映画『すずめの戸締まり』 | 牧内直哉の「フリートークは人生の切り売り」Part2

映画『すずめの戸締まり』

『すずめの戸締まり』

(上映中~:TOHOシネマズファボーレ富山、J-MAXシアターとやま、TOHOシネマズ高岡)

公式サイト:https://suzume-tojimari-movie.jp/

 

各劇場で一日の上映回数が凄いことになってる、新海誠監督最新作。

宮崎県の静かな町で暮らす17歳の少女・岩戸鈴芽(すずめ)は、
「廃墟の扉を探している」という旅の青年・草太に出会い、

その扉の向こう側からは大地震などの災いが訪れることと、

草太は扉を閉めて鍵をかける“閉じ師”であることを知った彼女は、

謎の猫ダイジンによって姿を椅子に変えられてしまった草太と、

日本各地の廃墟の扉を閉めていく旅に出る・・・という展開です。

 

物語としてはロードムービーです。

宮崎⇒愛媛⇒神戸⇒東京⇒宮城と回っていきます。

行く先々に廃墟があって、それは今の日本のリアルでもあります。

その廃墟の扉からもたらされる災い。

東日本大震災とはっきりとは言わないけれど、

そうに違いない震災で鈴芽は母親を失っていて、

あれも扉の災いが関わっているという設定には、

ひょっとしたら抵抗を感じる人もいるかもしれませんが、

新海監督は敢えて意識してそういう物語を作ったようです。

 

また、これは当然のことですが、

主人公たちは扉がもたらす災害から日本を救えるのか。

などという単純な物語ではなく、

実際に日本は災害大国であるという現実の中で、

鈴芽や草太だけでなく、我々はどう生きるかということを、

改めて考えるきっかけにもなるかな・・・とは感じました。

 

入場の際に貰った小冊子。
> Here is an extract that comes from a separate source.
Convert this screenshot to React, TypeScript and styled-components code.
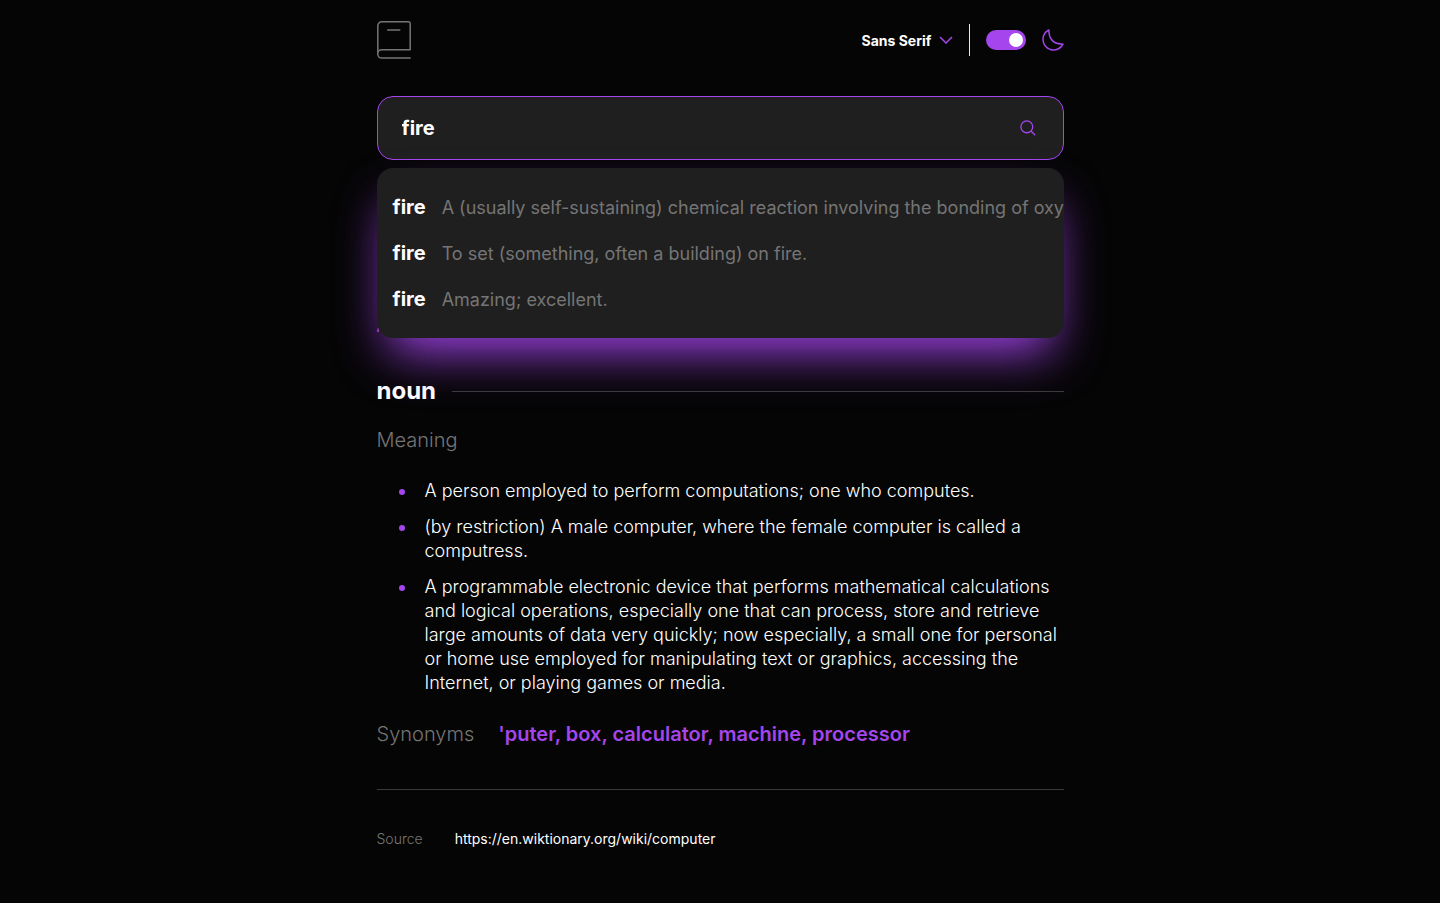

読み応えありまくり!

作品への理解度が深まった。ような気がしました。

作品鑑賞後に読む方が良いかと思います。

 

主人公の名前が岩戸鈴芽って、いかにも神話っぽいですね。

別の物語ですが、その土台は繋がっているようにも思える、

君の名は。天気の子と本作で3部作な感じもします。

『天気の子』では自分の愛のために世界は沈んでもいい。

となりましたが、今回は果たして・・・というのもポイントです。

 

草太役の声が松村北斗さんで、

松村さんといえば朝ドラカムカムエヴリバディの稔さん、

稔さんといえば安子さん、安子さんといえば上白石萌音さん、

萌音さんといえば『君の名は。』の三葉の声。繋がってますね。

 

『カムカム』といえば、本作は深津絵里さんも声の出演されてました。

ヒロイン役の原菜乃華さんもお上手でしたし、

またしても伊藤沙莉さんが、今度はそういう役かぁって感じで、

他の出演者も、これ実写で撮ったらどんだけ豪華やねん!な配役。

アニメの声はプロの声優であるべきか、俳優やタレントでも・・・。

なんていう議論は、もう不毛なんじゃないかと思います。

 

草太が椅子の姿になる・・・というか、

鈴芽の母親の形見の椅子に閉じ込められるような形なんですが、

この椅子のデザインでふたりのイーダを思い出しました。

小学校の映画上映会で1回観ただけなのですが、

原爆がテーマになっていて、ものすごく印象に残っている作品です。

 

あと、新海作品といえば、やはり音楽♪

本作は『君の名は。』『天気の子』ほど主題歌が前に来ない、

RADWIMPSのミュージックビデオみたいな演出は控えめなのですが、

(※ いや、あれはあれで嫌いじゃなかったです)

一方で、物語の中で使用されている曲に80年代の、

しかもアイドルソングが多くて、メチャメチャ私のツボに来ました。

 

今や「新海誠」はアニメ界のメジャーブランドの一つです。

私が学生の頃、宮崎駿監督特集のオールナイト上映とかやってました。

今でもああいう企画、都会ではやってるんでしょうか。

新海誠監督特集とかもありなんじゃないかなと思ったりします。